Minister of State for Health and Social Welfare
- In office August 21, 2023 – October 23, 2024
- Preceded by: Ekumankama Joseph Nkama
- Succeeded by: Iziaq Adekunle Salako

Personal details
- Born: Morufu Olatunji Alausa 18 April 1965 (age 61) Epe, Lagos State
- Education: University of Lagos

= Tunji Alausa =

Nigerian medical doctor

Tunji Alausa (born 18 April 1965) is a Nigerian medical doctor specialising in nephrology and Minister of Education. He previously served as Minister of State for Health and Social Welfare, with both appointments under the administration of President Bola Tinubu.

==Early life and education==
Alausa was born on 18 April 1965 in Epe, Lagos State.
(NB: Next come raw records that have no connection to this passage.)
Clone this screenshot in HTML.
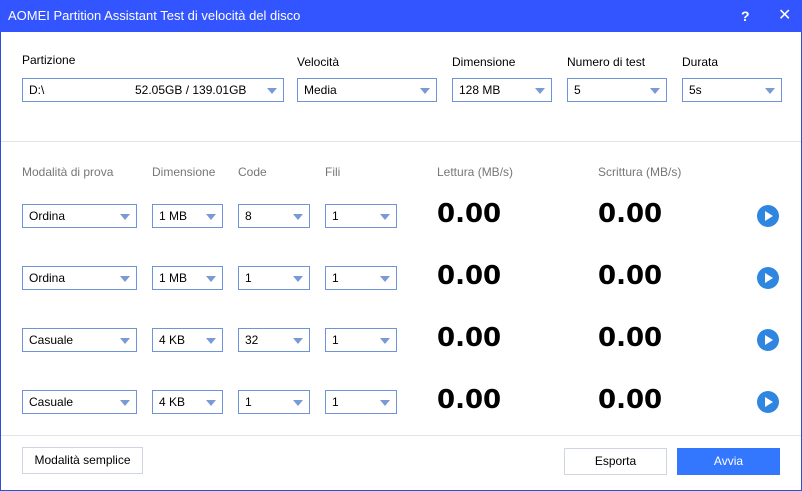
<!DOCTYPE html>
<html><head><meta charset="utf-8"><style>
*{box-sizing:border-box;margin:0;padding:0}
body{width:802px;height:491px;overflow:hidden;background:#fff;font-family:"Liberation Sans","DejaVu Sans",sans-serif;font-size:12px;color:#000;position:relative}
.win{position:absolute;left:0;top:0;width:802px;height:491px;border:1px solid #2b4fd6;border-top:none}
.title{position:absolute;left:0;top:0;width:802px;height:32px;background:#3355ff;color:#fff;font-size:13px;line-height:32px;padding-left:8px}
.title .q{position:absolute;left:741px;top:0;font-weight:bold;font-size:14px}
.title .x{position:absolute;left:778px;top:0;font-size:16px}
.l{position:absolute;font-size:12px}
.g{color:#777}
.dd{position:absolute;height:24px;border:1px solid #6f93d9;line-height:22px;padding-left:6px;font-size:12px;background:#fff}
.dd:after{content:"";position:absolute;right:6px;top:9px;border-left:5px solid transparent;border-right:5px solid transparent;border-top:6px solid #7a9ad6}
.num{position:absolute;font-weight:bold;font-size:26px;font-family:"DejaVu Sans",sans-serif}
.play{position:absolute;width:22px;height:22px;border-radius:50%;background:#2f86e0}
.play:after{content:"";position:absolute;left:8px;top:6px;border-top:5px solid transparent;border-bottom:5px solid transparent;border-left:8px solid #fff}
.hr{position:absolute;left:1px;width:800px;height:1px;background:#e2e4e8}
.btn{position:absolute;height:27px;line-height:25px;text-align:center;font-size:12px;border:1px solid #cfd6e2}
</style></head><body>
<div class="win"></div>
<div class="title">AOMEI Partition Assistant Test di velocità del disco<span class="q">?</span><span class="x">✕</span></div>

<div class="l" style="left:22px;top:53px">Partizione</div>
<div class="l" style="left:297px;top:55px">Velocità</div>
<div class="l" style="left:452px;top:55px">Dimensione</div>
<div class="l" style="left:567px;top:55px">Numero di test</div>
<div class="l" style="left:682px;top:55px">Durata</div>
<div class="dd" style="left:22px;top:78px;width:262px">D:\<span style="position:absolute;left:112px">52.05GB / 139.01GB</span></div>
<div class="dd" style="left:297px;top:78px;width:140px">Media</div>
<div class="dd" style="left:452px;top:78px;width:100px">128 MB</div>
<div class="dd" style="left:567px;top:78px;width:100px">5</div>
<div class="dd" style="left:682px;top:78px;width:100px">5s</div>
<div class="hr" style="top:141px"></div>

<div class="l g" style="left:22px;top:165px">Modalità di prova</div>
<div class="l g" style="left:152px;top:165px">Dimensione</div>
<div class="l g" style="left:238px;top:165px">Code</div>
<div class="l g" style="left:325px;top:165px">Fili</div>
<div class="l g" style="left:437px;top:165px">Lettura (MB/s)</div>
<div class="l g" style="left:598px;top:165px">Scrittura (MB/s)</div>

<div class="dd" style="left:22px;top:204px;width:115px">Ordina</div>
<div class="dd" style="left:152px;top:204px;width:71px">1 MB</div>
<div class="dd" style="left:238px;top:204px;width:72px">8</div>
<div class="dd" style="left:325px;top:204px;width:72px">1</div>
<div class="num" style="left:437px;top:199px">0.00</div>
<div class="num" style="left:598px;top:199px">0.00</div>
<div class="play" style="left:757px;top:205px"></div>

<div class="dd" style="left:22px;top:266px;width:115px">Ordina</div>
<div class="dd" style="left:152px;top:266px;width:71px">1 MB</div>
<div class="dd" style="left:238px;top:266px;width:72px">1</div>
<div class="dd" style="left:325px;top:266px;width:72px">1</div>
<div class="num" style="left:437px;top:261px">0.00</div>
<div class="num" style="left:598px;top:261px">0.00</div>
<div class="play" style="left:757px;top:267px"></div>

<div class="dd" style="left:22px;top:328px;width:115px">Casuale</div>
<div class="dd" style="left:152px;top:328px;width:71px">4 KB</div>
<div class="dd" style="left:238px;top:328px;width:72px">32</div>
<div class="dd" style="left:325px;top:328px;width:72px">1</div>
<div class="num" style="left:437px;top:323px">0.00</div>
<div class="num" style="left:598px;top:323px">0.00</div>
<div class="play" style="left:757px;top:329px"></div>

<div class="dd" style="left:22px;top:390px;width:115px">Casuale</div>
<div class="dd" style="left:152px;top:390px;width:71px">4 KB</div>
<div class="dd" style="left:238px;top:390px;width:72px">1</div>
<div class="dd" style="left:325px;top:390px;width:72px">1</div>
<div class="num" style="left:437px;top:385px">0.00</div>
<div class="num" style="left:598px;top:385px">0.00</div>
<div class="play" style="left:757px;top:391px"></div>

<div class="hr" style="top:435px"></div>
<div class="btn" style="left:22px;top:447px;width:121px">Modalità semplice</div>
<div class="btn" style="left:564px;top:448px;width:103px">Esporta</div>
<div class="btn" style="left:677px;top:448px;width:103px;background:#3377ff;border-color:#3377ff;color:#fff">Avvia</div>
</body></html>
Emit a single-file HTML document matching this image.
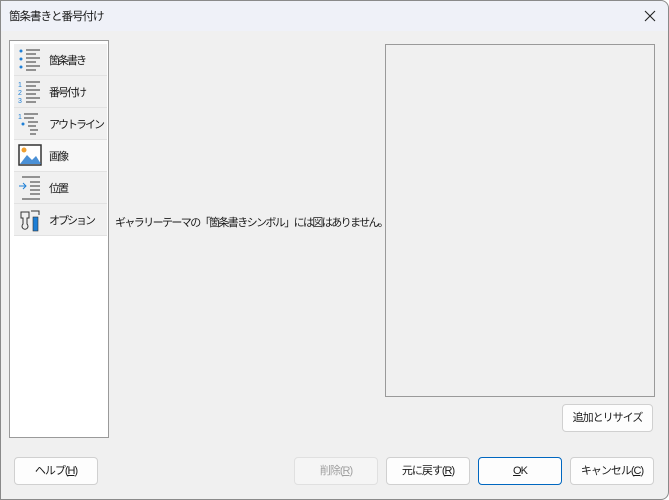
<!DOCTYPE html>
<html><head><meta charset="utf-8"><style>
*{box-sizing:border-box;margin:0;padding:0}
body{width:669px;height:500px;background:#fff;font-family:"Liberation Sans","Noto Sans CJK JP",sans-serif;font-size:12px;color:#1a1a1a;position:relative;overflow:hidden;white-space:nowrap}
.win{position:absolute;left:0;top:0;width:669px;height:500px;background:#f0f0f0;border:1px solid #8a8a8a;border-radius:0 8px 8px 0}
.title{position:absolute;left:0;top:0;width:100%;height:30px;background:#eff1f8;border-radius:0 8px 0 0}
.title span{position:absolute;left:8px;top:7px;font-size:11.5px;letter-spacing:-1px}
.close{position:absolute;right:12px;top:9px}
.list{position:absolute;left:8px;top:39px;width:100px;height:398px;background:#fff;border:1px solid #9a9a9a}
.item{position:absolute;left:4px;width:93px;height:32px;background:#f0f0f0;border-bottom:1px solid #e2e2e2}
.item.sel{background:#f7f7f7}
.item span{position:absolute;left:35px;top:8px;font-size:11px;letter-spacing:-2px}
.item svg{position:absolute;left:4px;top:4px}
.msg{position:absolute;left:114px;top:213px;font-size:11px;letter-spacing:-1.6px}
.prev{position:absolute;left:384px;top:43px;width:270px;height:353px;border:1px solid #9a9a9a;background:#f0f0f0}
.btn{position:absolute;height:28px;background:#fdfdfd;border:1px solid #d0d0d0;border-radius:4px;text-align:center;line-height:26px;font-size:11px;letter-spacing:-1px}
.dis{color:#a0a0a0;background:#f5f5f5;border-color:#e0e0e0}
.ok{border:1px solid #0067c0}
</style></head><body>
<div class="win">
<div class="title"><span>箇条書きと番号付け</span><svg class="close" width="12" height="12"><path d="M1 1l10 10M11 1L1 11" stroke="#222" stroke-width="1.1"/></svg></div>
<div class="list">
<div class="item" style="top:3px"><svg width="26" height="24"><g fill="#1e7fd6"><circle cx="3" cy="3" r="1.5"/><circle cx="3" cy="11" r="1.5"/><circle cx="3" cy="19" r="1.5"/></g><g stroke="#333"><path d="M8 2h14M8 6h10M8 10h14M8 14h10M8 18h14M8 22h10"/></g></svg><span>箇条書き</span></div>
<div class="item" style="top:35px"><svg width="26" height="24"><g fill="#1e7fd6" font-size="7" font-family="Liberation Sans"><text x="0" y="7">1</text><text x="0" y="15">2</text><text x="0" y="23">3</text></g><g stroke="#333"><path d="M8 2h14M8 6h10M8 10h14M8 14h10M8 18h14M8 22h10"/></g></svg><span>番号付け</span></div>
<div class="item" style="top:67px"><svg width="26" height="24"><text x="0" y="7" fill="#1e7fd6" font-size="7">1</text><circle cx="5" cy="12" r="1.5" fill="#1e7fd6"/><g stroke="#333"><path d="M6 2h14M6 6h10M10 10h10M10 14h8M12 18h8M12 22h6"/></g></svg><span>アウトライン</span></div>
<div class="item sel" style="top:99px"><svg width="26" height="24"><rect x="1" y="1" width="22" height="20" fill="#fff" stroke="#333" stroke-width="1.5"/><circle cx="6" cy="6" r="2.5" fill="#f0a030"/><path d="M2 20L9 11l5 5 4-4 5 8z" fill="#4a90d6"/></svg><span>画像</span></div>
<div class="item" style="top:131px"><svg width="26" height="24"><path d="M1 10h7M5 7l3 3-3 3" stroke="#1e7fd6" fill="none"/><g stroke="#333"><path d="M4 1h18M12 6h10M12 10h10M12 14h10M12 18h10M4 23h18"/></g></svg><span>位置</span></div>
<div class="item" style="top:163px"><svg width="26" height="26"><path d="M3 4h8v6H9v6a3 3 0 1 1-4 0V10H3z" fill="none" stroke="#333"/><path d="M13 3h8v4" fill="none" stroke="#333"/><rect x="15" y="9" width="5" height="14" fill="#1e7fd6" stroke="#333" stroke-width=".6"/></svg><span>オプション</span></div>
</div>
<div class="msg">ギャラリーテーマの「箇条書きシンボル」には図はありません。</div>
<div class="prev"></div>
<div class="btn" style="left:561px;top:403px;width:91px">追加とリサイズ</div>
<div class="btn" style="left:13px;top:456px;width:84px">ヘルプ(<u>H</u>)</div>
<div class="btn dis" style="left:293px;top:456px;width:84px">削除(<u>R</u>)</div>
<div class="btn" style="left:385px;top:456px;width:84px">元に戻す(<u>R</u>)</div>
<div class="btn ok" style="left:477px;top:456px;width:84px"><u>O</u>K</div>
<div class="btn" style="left:569px;top:456px;width:84px">キャンセル(<u>C</u>)</div>
</div>
</body></html>
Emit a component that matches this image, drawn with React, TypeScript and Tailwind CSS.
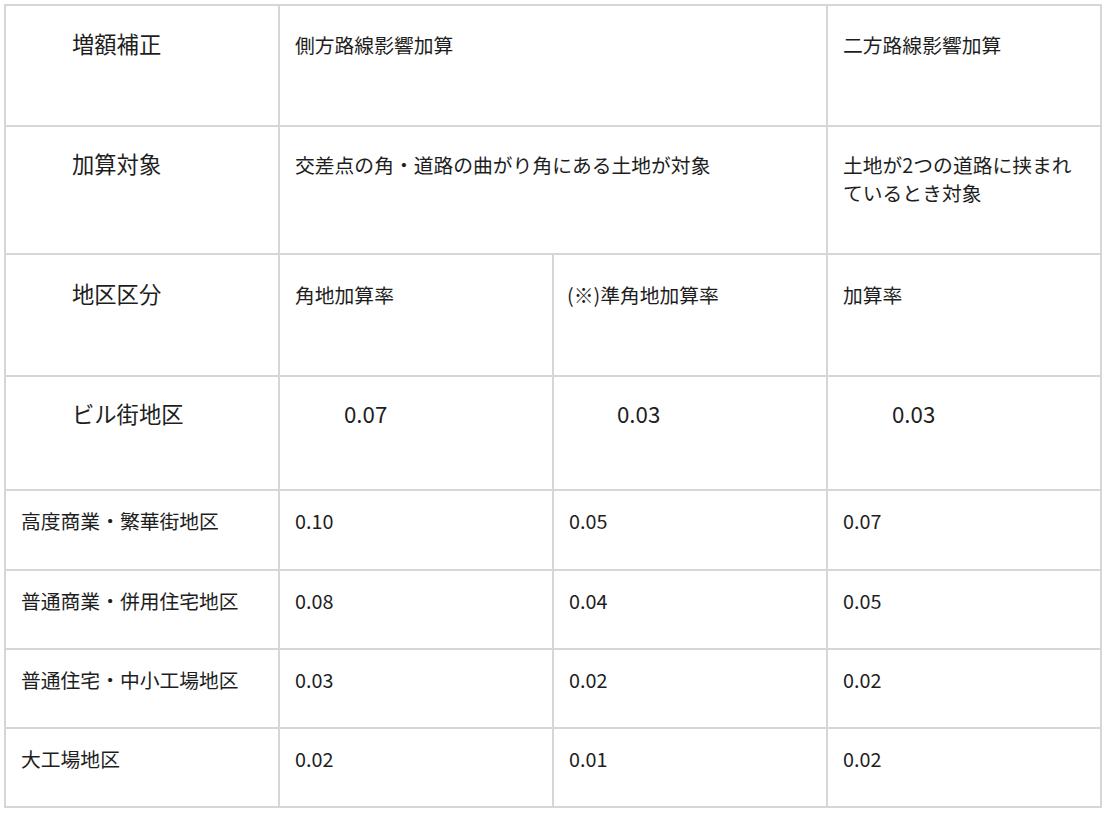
const font = { fontFamily: '"Noto Sans CJK JP", "Noto Sans", sans-serif' }

const cell = 'border-2 border-[#d6d6d6] align-top p-0'

type Row = [string, string, string, string]

const rates: Row[] = [
  ['高度商業・繁華街地区', '0.10', '0.05', '0.07'],
  ['普通商業・併用住宅地区', '0.08', '0.04', '0.05'],
  ['普通住宅・中小工場地区', '0.03', '0.02', '0.02'],
  ['大工場地区', '0.02', '0.01', '0.02'],
]

export default function App() {
  return (
    <div className="min-h-[814px] w-[1110px] bg-white pl-[4px] pt-[4px] text-[#1e1e1e]" style={font}>
      <table className="table-fixed border-collapse border-2 border-[#d6d6d6]">
        <colgroup>
          <col className="w-[274px]" />
          <col className="w-[274px]" />
          <col className="w-[274px]" />
          <col className="w-[274px]" />
        </colgroup>
        <tbody>
          {/* 見出し */}
          <tr className="h-[121px]">
            <td className={cell}>
              <div className="pl-[66px] pt-[21px] text-[22.3px] leading-[32px]">増額補正</div>
            </td>
            <td className={cell} colSpan={2}>
              <div className="pl-[15px] pt-[25px] text-[19.8px] leading-[28px]">側方路線影響加算</div>
            </td>
            <td className={cell}>
              <div className="pl-[15px] pt-[25px] text-[19.8px] leading-[28px]">二方路線影響加算</div>
            </td>
          </tr>
          <tr className="h-[128px]">
            <td className={cell}>
              <div className="pl-[66px] pt-[20px] text-[22.3px] leading-[32px]">加算対象</div>
            </td>
            <td className={cell} colSpan={2}>
              <div className="pl-[15px] pt-[24px] text-[19.8px] leading-[28px]">
                交差点の角・道路の曲がり角にある土地が対象
              </div>
            </td>
            <td className={cell}>
              <div className="px-[15px] pt-[24px] text-[19.8px] leading-[28px]">
                土地が2つの道路に挟まれ
                <br />
                ているとき対象
              </div>
            </td>
          </tr>
          <tr className="h-[122px]">
            <td className={cell}>
              <div className="pl-[66px] pt-[22px] text-[22.3px] leading-[32px]">地区区分</div>
            </td>
            <td className={cell}>
              <div className="pl-[15px] pt-[26px] text-[19.8px] leading-[28px]">角地加算率</div>
            </td>
            <td className={cell}>
              <div className="pl-[13px] pt-[26px] text-[19.8px] leading-[28px]">(※)準角地加算率</div>
            </td>
            <td className={cell}>
              <div className="pl-[15px] pt-[26px] text-[19.8px] leading-[28px]">加算率</div>
            </td>
          </tr>
          <tr className="h-[114px]">
            <td className={cell}>
              <div className="pl-[66px] pt-[20px] text-[22.3px] leading-[32px]">ビル街地区</div>
            </td>
            <td className={cell}>
              <div className="pl-[64px] pt-[20px] text-[22.3px] leading-[32px]">0.07</div>
            </td>
            <td className={cell}>
              <div className="pl-[63px] pt-[20px] text-[22.3px] leading-[32px]">0.03</div>
            </td>
            <td className={cell}>
              <div className="pl-[64px] pt-[20px] text-[22.3px] leading-[32px]">0.03</div>
            </td>
          </tr>

          {/* 地区別の率 */}
          {rates.map((r, i) => (
            <tr key={r[0]} className={i === 0 ? 'h-[80px]' : 'h-[79px]'}>
              {r.map((v, j) => (
                <td key={j} className={cell}>
                  <div className="px-[15px] pt-[16px] text-[19.8px] leading-[28px]">{v}</div>
                </td>
              ))}
            </tr>
          ))}
        </tbody>
      </table>
    </div>
  )
}
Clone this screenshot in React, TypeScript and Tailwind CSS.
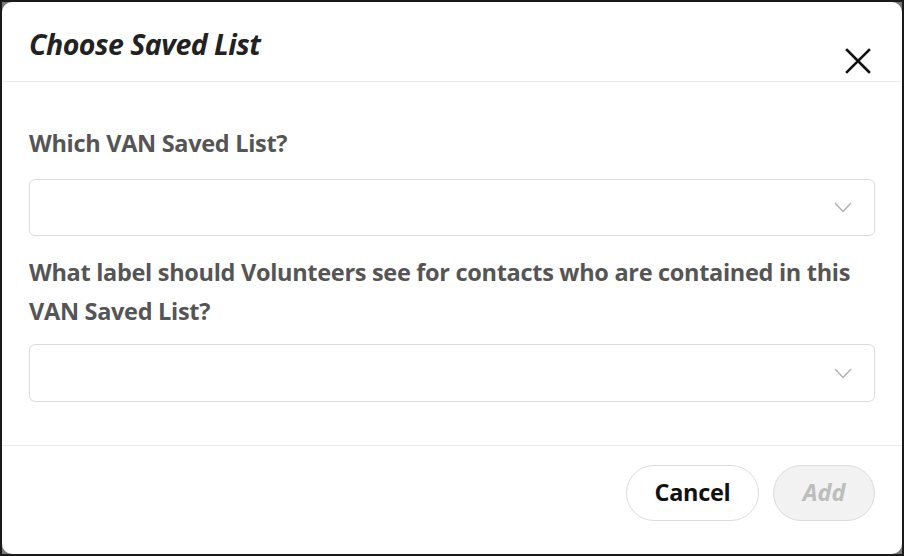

He studied medicine and surgery at the University of Lagos, graduating in 1993.

==Career==
From 1995 to 1997, Alausa completed a residency in internal medicine at both the Royal Bolton Hospital and the University of Newcastle. Between 1997 and 2001, he was a resident in internal medicine at Cook County Hospital, where he served as Chief Medical Resident. He subsequently became an assistant professor at Rush University Medical School before specialising in nephrology and hypertension at the Medical College of Wisconsin from July 2002 to June 2004.

On 16 August 2023, President Bola Tinubu appointed him Minister of State for Health and Social Welfare. He was sworn in on 21 August 2023. On 23 October 2024, he was redeployed as Minister of Education, replacing Tahir Mamman, one of the five ministers dismissed by the president.